Optical coherence tomography use in idiopathic intracranial hypertension
Malhotra K, Padungkiatsagul T, Moss HE. Optical coherence tomography use in idiopathic intracranial hypertension. Ann Eye Sci. 2020 Mar;5:7. doi: 10.21037/aes.2019.12.06. Epub 2020 Mar 15. PMID: 32405617; PMCID: PMC7220123
Idiopathic intracranial hypertension (IIH) is a condition in which elevated pressure in the cerebrospinal fluid can lead to optic nerve head (ONH) dysfunction and subsequent visual impairment. Physicians are currently limited in their ability to monitor and manage this condition, as clinical symptoms and exam findings are often delayed in response to changes in intracranial pressure. In order to find other biomarkers of disease, researchers are using imaging modalities such as optical coherence tomography (OCT) to observe microscopic changes in the eye in this condition.
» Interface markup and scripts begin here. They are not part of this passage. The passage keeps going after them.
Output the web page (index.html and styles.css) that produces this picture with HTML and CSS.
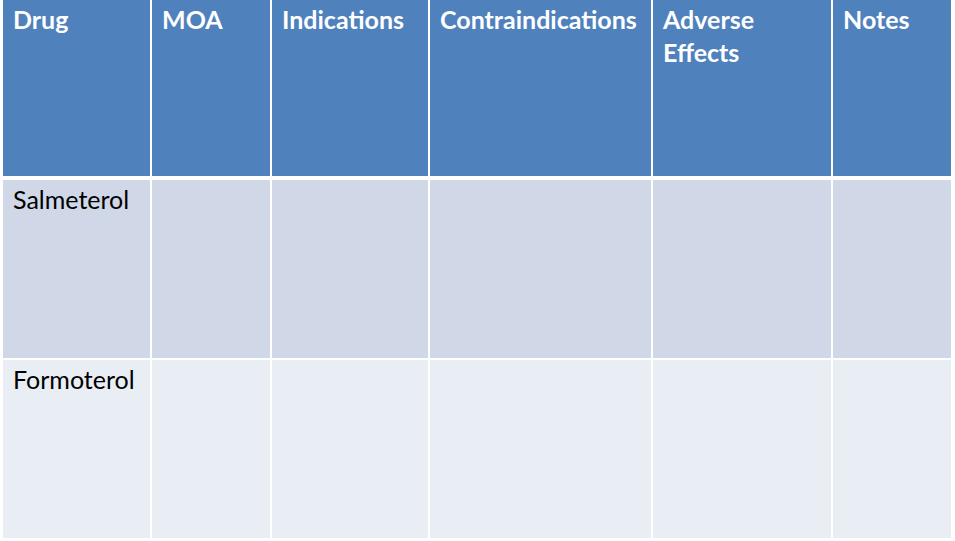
FILE: index.html
```html
<!DOCTYPE html>
<html>
<head>
<meta charset="utf-8">
<link rel="stylesheet" href="styles.css">
</head>
<body>
<div class="page">
  <div class="grid">
    <div class="cell head">Drug</div>
    <div class="cell head">MOA</div>
    <div class="cell head">Indications</div>
    <div class="cell head">Contraindications</div>
    <div class="cell head">Adverse<br>Effects</div>
    <div class="cell head">Notes</div>

    <div class="cell odd">Salmeterol</div>
    <div class="cell odd"></div>
    <div class="cell odd"></div>
    <div class="cell odd"></div>
    <div class="cell odd"></div>
    <div class="cell odd"></div>

    <div class="cell even">Formoterol</div>
    <div class="cell even"></div>
    <div class="cell even"></div>
    <div class="cell even"></div>
    <div class="cell even"></div>
    <div class="cell even"></div>
  </div>
</div>
</body>
</html>
```

FILE: styles.css
```css
html, body {
  margin: 0;
  padding: 0;
  background: #ffffff;
}

.page {
  padding-left: 3px;
  font-family: Lato, "Open Sans", sans-serif;
}

.grid {
  display: grid;
  grid-template-columns: 147px 118px 156px 221px 178px 118px;
  grid-template-rows: 178px 178px 178px;
  column-gap: 2px;
  row-gap: 2px;
}

.cell {
  padding: 3px 4px 0 10px;
  font-size: 25px;
  line-height: 33px;
  box-sizing: border-box;
  white-space: nowrap;
}

.head {
  background: #4f81bd;
  color: #ffffff;
  font-weight: 700;
  margin-bottom: 2px;
}

.odd {
  background: #d0d8e8;
  color: #000000;
}

.even {
  background: #e9edf4;
  color: #000000;
}
```
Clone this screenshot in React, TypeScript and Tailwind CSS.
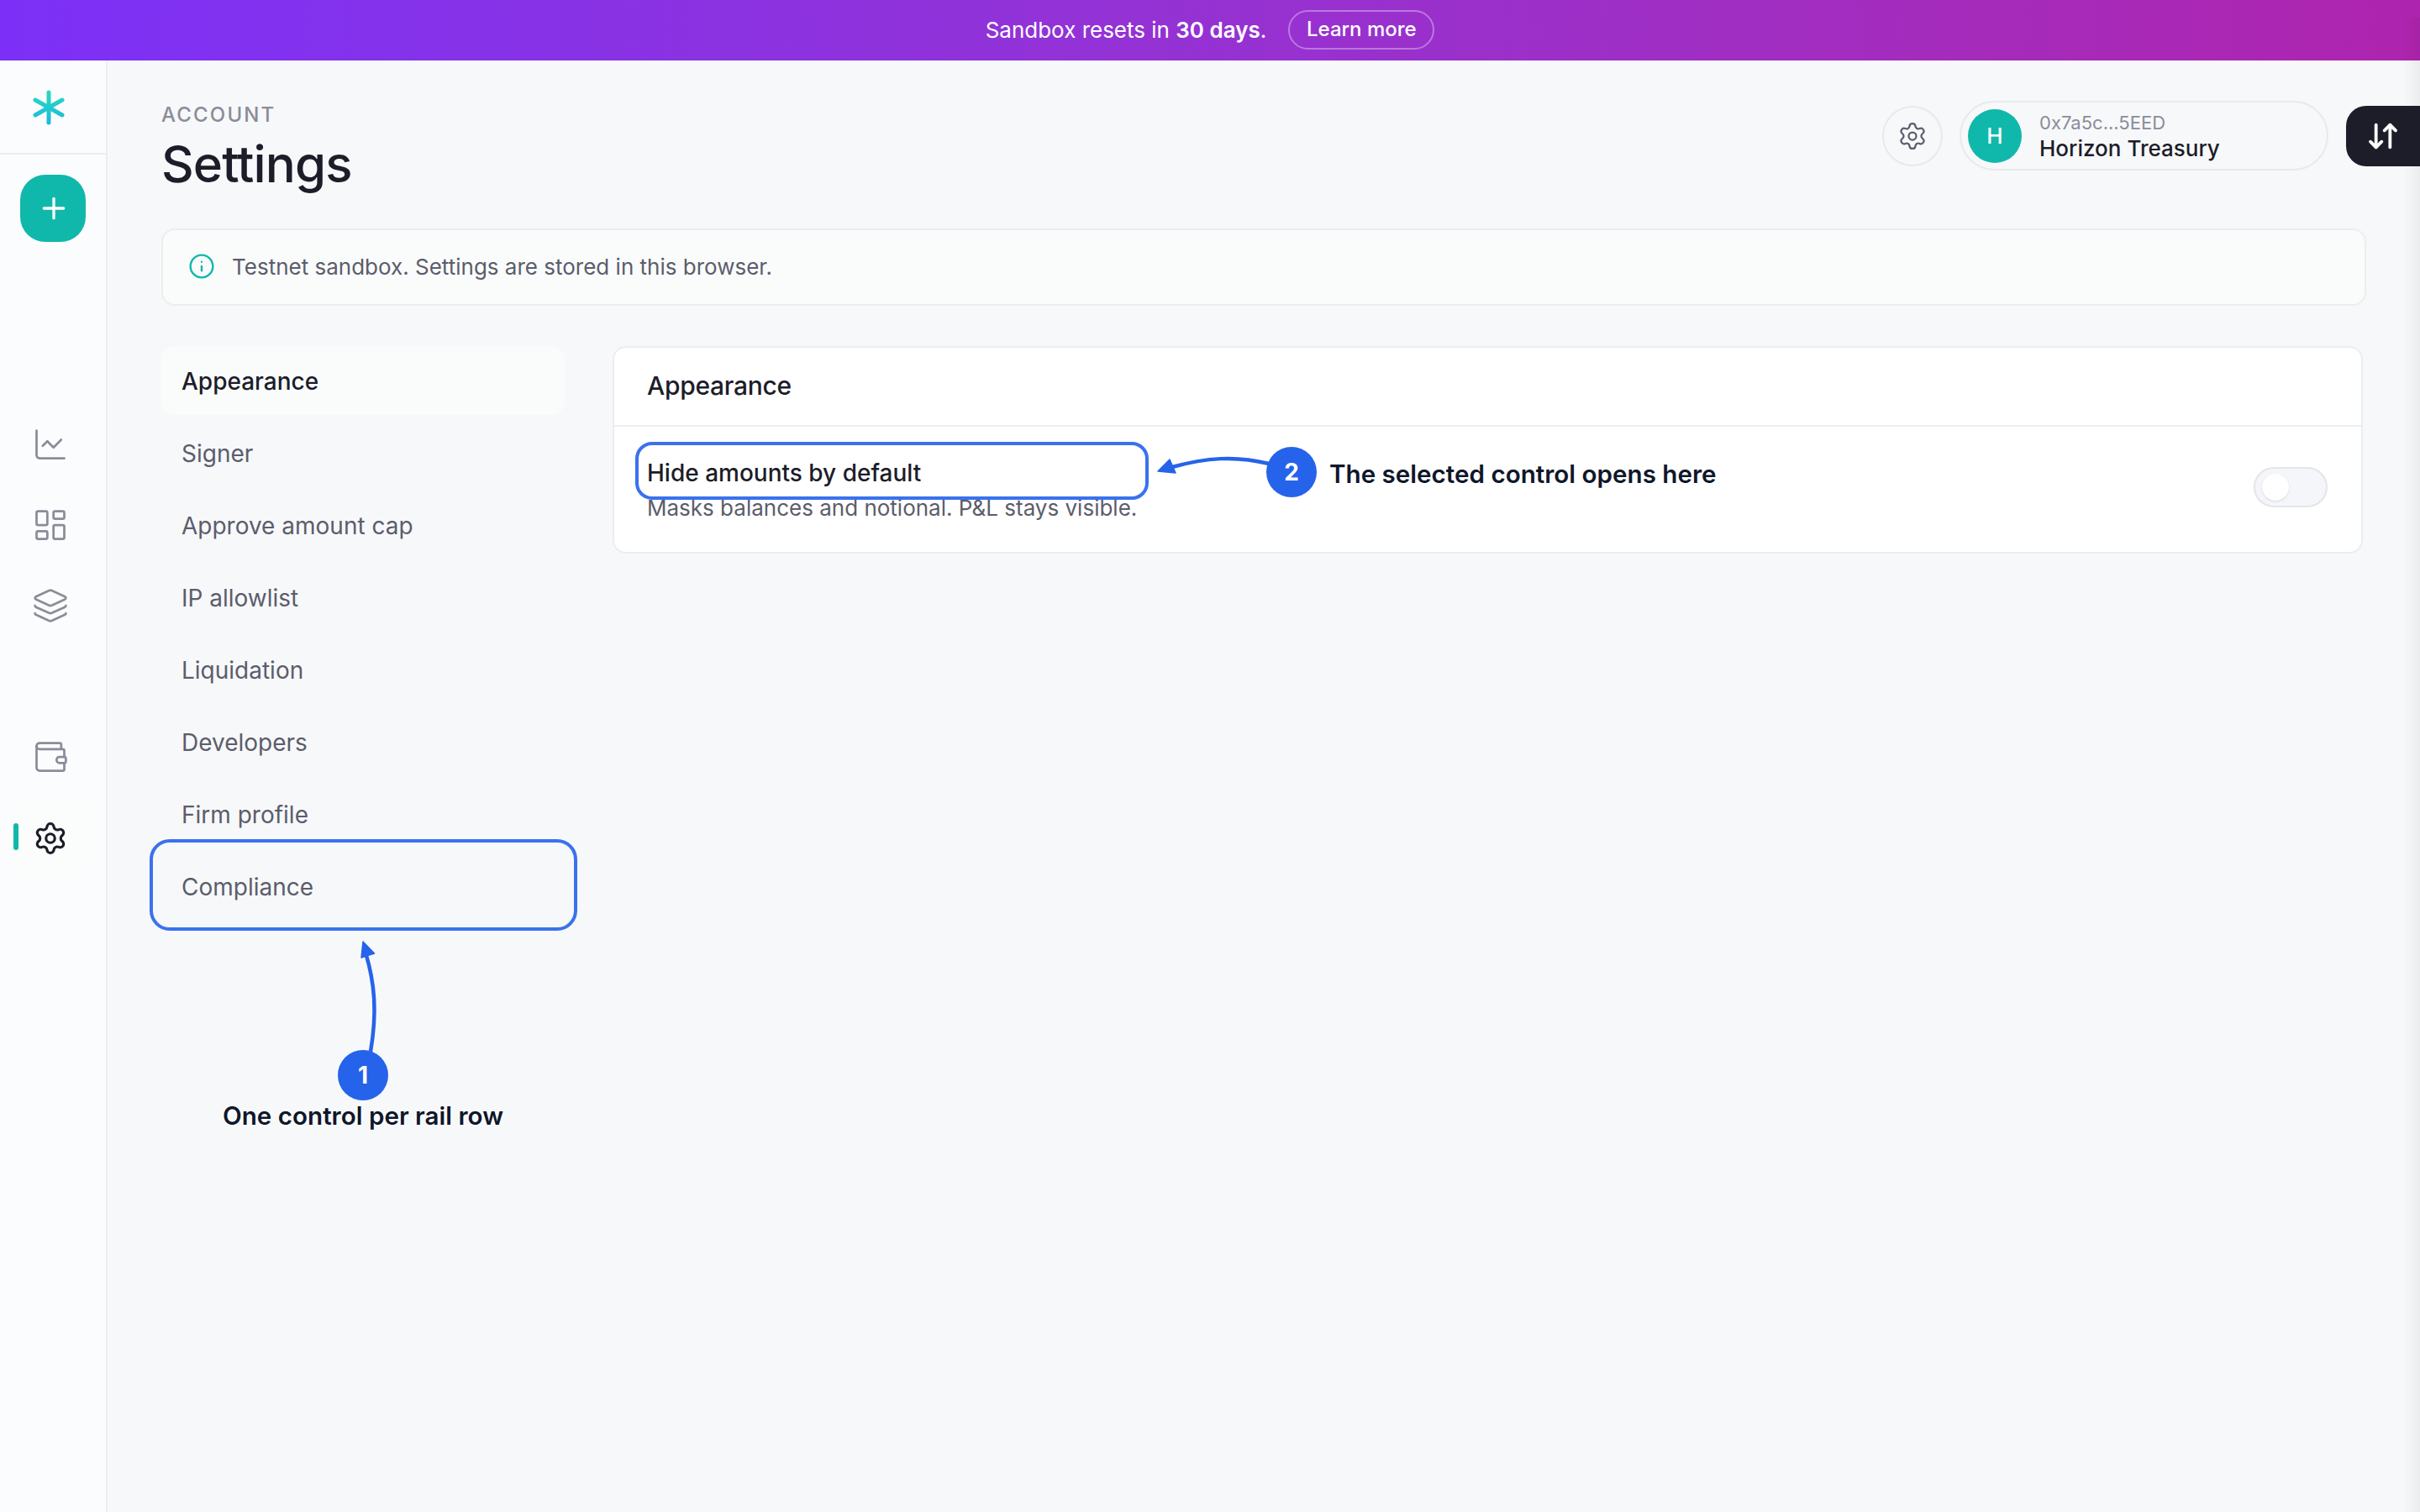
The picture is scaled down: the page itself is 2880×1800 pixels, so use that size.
import {
  ArrowDownUp,
  ChartLine,
  Info,
  Layers,
  LayoutDashboard,
  Plus,
  Settings,
  Wallet,
} from "lucide-react";

const railRows = [
  "Appearance",
  "Signer",
  "Approve amount cap",
  "IP allowlist",
  "Liquidation",
  "Developers",
  "Firm profile",
  "Compliance",
];

function LogoMark() {
  return (
    <svg width="44" height="46" viewBox="0 0 44 46" fill="none" stroke="url(#logo-grad)" strokeWidth="5" strokeLinecap="round">
      <defs>
        <linearGradient id="logo-grad" gradientUnits="userSpaceOnUse" x1="22" y1="2" x2="22" y2="44">
          <stop offset="0" stopColor="#2dd9bf" />
          <stop offset="1" stopColor="#18b9dc" />
        </linearGradient>
      </defs>
      <path d="M22 5v36" />
      <path d="M6 14l32 18" />
      <path d="M38 14L6 32" />
    </svg>
  );
}

function RailIcon({ children, active }: { children: React.ReactNode; active?: boolean }) {
  return (
    <div className={`relative flex h-[88px] w-[94px] items-center rounded-[20px] pl-[22px] ${active ? "bg-[#fbfcfc] text-[#1c1d29]" : "text-[#8b8c99]"}`}>
      {active && <span className="absolute left-0 top-[27px] h-[32px] w-[6px] rounded-[3px] bg-[#10b8ab]" />}
      {children}
    </div>
  );
}

export default function App() {
  return (
    <div className="relative flex h-screen w-full flex-col overflow-hidden bg-[#f7f8fa] font-['Inter',sans-serif] text-[#1c1d29]">
      <div className="flex h-[72px] shrink-0 items-center justify-center gap-[26px] bg-gradient-to-r from-[#7c30f7] to-[#ae24ae] pb-[2px] text-[26px] text-white">
        <span>
          Sandbox resets in <b className="font-semibold">30 days</b>.
        </span>
        <button className="flex h-[47px] w-[174px] items-center justify-center rounded-full border-2 border-white/35 text-[24px] font-medium">
          Learn more
        </button>
      </div>

      <div className="flex min-h-0 flex-1">
        <aside className="flex w-[128px] shrink-0 flex-col border-r-2 border-[#ecedf0] bg-[#fbfcfd]">
          <div className="flex h-[112px] items-center border-b-2 border-[#ecedf0] pl-[36px] pt-[1px]">
            <LogoMark />
          </div>
          <button className="ml-[24px] mt-[24px] flex h-[80px] w-[78px] items-center justify-center rounded-[30px] bg-[#10b8ab] pl-[2px] text-white">
            <Plus size={40} strokeWidth={2} />
          </button>
          <div className="ml-[16px] mt-[197px] flex flex-col gap-[8px]">
            <RailIcon><ChartLine size={44} strokeWidth={1.5} /></RailIcon>
            <RailIcon><LayoutDashboard size={44} strokeWidth={1.5} /></RailIcon>
            <RailIcon><Layers size={44} strokeWidth={1.5} /></RailIcon>
          </div>
          <div className="ml-[16px] mt-[92px] flex flex-col gap-[8px]">
            <RailIcon><Wallet size={44} strokeWidth={1.5} /></RailIcon>
            <RailIcon active><Settings size={42} strokeWidth={1.8} className="ml-[1px] mt-[1px]" /></RailIcon>
          </div>
        </aside>

        <main className="min-w-0 flex-1 px-[64px] pt-[49px]">
          <div className="flex items-start justify-between">
            <div>
              <div className="text-[24px] font-medium leading-[32px] tracking-[0.09em] text-[#8b8c99]">ACCOUNT</div>
              <h1 className="mt-[10px] text-[60px] font-medium leading-[64px] tracking-[-0.015em]">Settings</h1>
            </div>
            <div className="-mr-[96px] -mt-px flex items-center">
              <button className="flex h-[72px] w-[72px] items-center justify-center rounded-full border-2 border-[#e8e9ec] text-[#5b5d6b]">
                <Settings size={36} strokeWidth={1.5} />
              </button>
              <div className="ml-[20px] flex h-[83px] w-[439px] items-center rounded-full border-2 border-[#e8e9ec] pl-[8px]">
                <div className="flex h-[64px] w-[64px] items-center justify-center rounded-full bg-[#10b8ab] text-[26px] font-medium text-white">H</div>
                <div className="ml-[21px] pt-[2px]">
                  <div className="text-[22px] leading-[28px] text-[#8b8c99]">0x7a5c...5EED</div>
                  <div className="text-[26px] font-medium leading-[34px]">Horizon Treasury</div>
                </div>
              </div>
              <button className="relative z-10 ml-[21px] flex h-[72px] w-[120px] items-center rounded-[24px] bg-[#1c1d29] pl-[24px] text-white">
                <ArrowDownUp size={40} strokeWidth={2.3} />
              </button>
            </div>
          </div>

          <div className="mt-[45px] flex h-[92px] items-center gap-[20px] rounded-[16px] border-2 border-[#ecedf0] bg-[#fafbfb] pb-[2px] pl-[30px] text-[26px] text-[#5b5d6b]">
            <Info size={32} strokeWidth={1.8} className="text-[#10b8ab]" />
            <span>Testnet sandbox. Settings are stored in this browser.</span>
          </div>

          <div className="mr-[4px] mt-[48px] flex items-start gap-[57px]">
            <nav className="flex w-[480px] shrink-0 flex-col gap-[4px]">
              {railRows.map((row, i) => (
                <div
                  key={row}
                  className={`flex h-[82px] items-center rounded-[16px] px-[24px] pt-[2px] text-[28px] ${i === 0 ? "bg-[#fafbfb] font-medium text-[#1c1d29]" : "text-[#5b5d6b]"}`}
                >
                  {row}
                </div>
              ))}
            </nav>

            <section className="min-w-0 flex-1 rounded-[16px] border-2 border-[#ecedf0] bg-white">
              <div className="flex h-[94px] items-center border-b-2 border-[#ecedf0] px-[39px] pb-[1px] text-[30px] font-medium tracking-[-0.01em]">Appearance</div>
              <div className="flex items-center justify-between pb-[34px] pl-[39px] pr-[40px] pt-[35px]">
                <div>
                  <div className="text-[28px] font-medium leading-[40px]">Hide amounts by default</div>
                  <div className="mt-[4px] text-[26px] leading-[36px] text-[#5b5d6b]">Masks balances and notional. P&amp;L stays visible.</div>
                </div>
                <div className="-mt-[6px] flex h-[48px] w-[88px] items-center rounded-full border-2 border-[#e4e5ea] bg-[#f5f6f9] pl-[8px]">
                  <span className="h-[32px] w-[32px] rounded-full bg-white shadow-sm" />
                </div>
              </div>
            </section>
          </div>
        </main>
      </div>

      {/* fade on the right edge */}
      <div className="absolute bottom-0 right-0 top-[20px] w-[20px] bg-gradient-to-r from-transparent to-black/5" />

      {/* walkthrough annotations */}
      <div className="absolute left-[178px] top-[999px] h-[109px] w-[509px] rounded-[24px] border-4 border-[#3a72ee]" />
      <div className="absolute left-[756px] top-[526px] h-[69px] w-[611px] rounded-[20px] border-4 border-[#3a72ee]" />

      <svg className="absolute left-0 top-0" width="2880" height="1800" fill="none">
        <path d="M441 1252C449 1205 446 1170 435 1134" stroke="#2563eb" strokeWidth="4.500" />
        <path d="M432 1121L445.500 1135 430 1140z" fill="#2563eb" stroke="#2563eb" strokeWidth="1.500" strokeLinejoin="round" />
        <path d="M1510 552C1470 542 1435 545 1395 556" stroke="#2563eb" strokeWidth="4.500" />
        <path d="M1378 561L1392 547 1399 563z" fill="#2563eb" stroke="#2563eb" strokeWidth="1.500" strokeLinejoin="round" />
      </svg>

      <div className="absolute left-[402px] top-[1250px] flex h-[60px] w-[60px] items-center justify-center rounded-full bg-[#2563eb] text-[28px] font-bold text-white">1</div>
      <div className="absolute left-[232px] top-[1308px] w-[400px] text-center text-[29.6px] font-semibold leading-[40px] text-[#0f172a] [text-shadow:0_0_4px_#fff,0_0_4px_#fff]">
        One control per rail row
      </div>
      <div className="absolute left-[1507px] top-[532px] flex h-[60px] w-[60px] items-center justify-center rounded-full bg-[#2563eb] text-[28px] font-bold text-white">2</div>
      <div className="absolute left-[1582px] top-[544px] text-[29.6px] font-semibold leading-[40px] text-[#0f172a] [text-shadow:0_0_4px_#fff,0_0_4px_#fff]">
        The selected control opens here
      </div>
    </div>
  );
}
OCT can create 2-dimensional and 3-dimensional high definition images of the retina of the ONH and has been used to study various conditions such as glaucoma and multiple sclerosis. Numerous studies have used OCT in IIH as well, and they have shown that certain retinal layers and the ONH change in thickness and shape in both the short and long term with intracranial pressure changes. OCT is a promising modality for clinical and scientific evaluation of IIH as it is a noninvasive and practical tool to obtain in depth images. This review will discuss how OCT can be used to assess a patient with IIH, both before and after treatment, along with its limitations and future applications.